To override a built-in load index value, you must:
  • Write an elim executable that periodically measures the value of the dynamic external resource and writes the numeric value to standard output. The external load index must correspond to a numeric, dynamic external resource as defined by TYPE and INTERVAL in lsf.shared.

  • Configure an external resource in lsf.shared and map the resource in lsf.cluster.cluster_name, even though you are overriding a built-in load index. Use a name other than the built-in load index, for example, mytmp rather than tmp.

  • Program your elim to output the formal name of the built-in index (for example, r1m, it, ls, or swp), not the resource name alias (cpu, idle, login, or swap). For example, an elim that collects the value of the external resource mytmp reports the value as tmp (the built-in load index) in the load update string: 1 tmp 20.

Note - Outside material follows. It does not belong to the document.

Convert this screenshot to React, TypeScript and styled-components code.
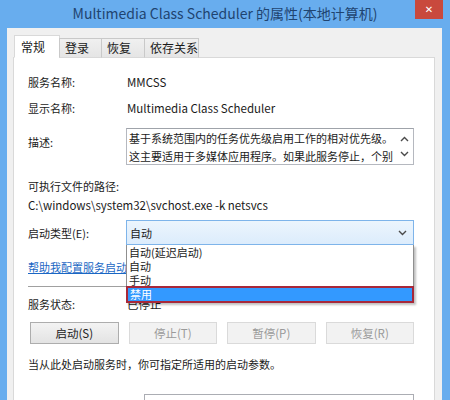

Setting up an ELIM to support JSDL

To support the use of Job Submission Description Language (JSDL) files at job submission, LSF collects the following load indices:

Attribute name

Attribute type

Resource name

OperatingSystemName

string

osname

OperatingSystemVersion

string

osver

CPUArchitectureName

string

cpuarch

IndividualCPUSpeed

int64

cpuspeed

IndividualNetworkBandwidth

int64

bandwidth

(This is the maximum bandwidth).


The file elim.jsdl is automatically configured to collect these resources. To enable the use of elim.jsdl, uncomment the lines for these resources in the ResourceMap section of the file lsf.cluster.cluster_name.

Example of an elim executable

See the section How environment variables determine elim hosts for an example of a simple elim script.

You can find additional elim examples in the LSF_MISC/examples directory. The elim.c file is an elim written in C. You can modify this example to collect the external load indices required at your site.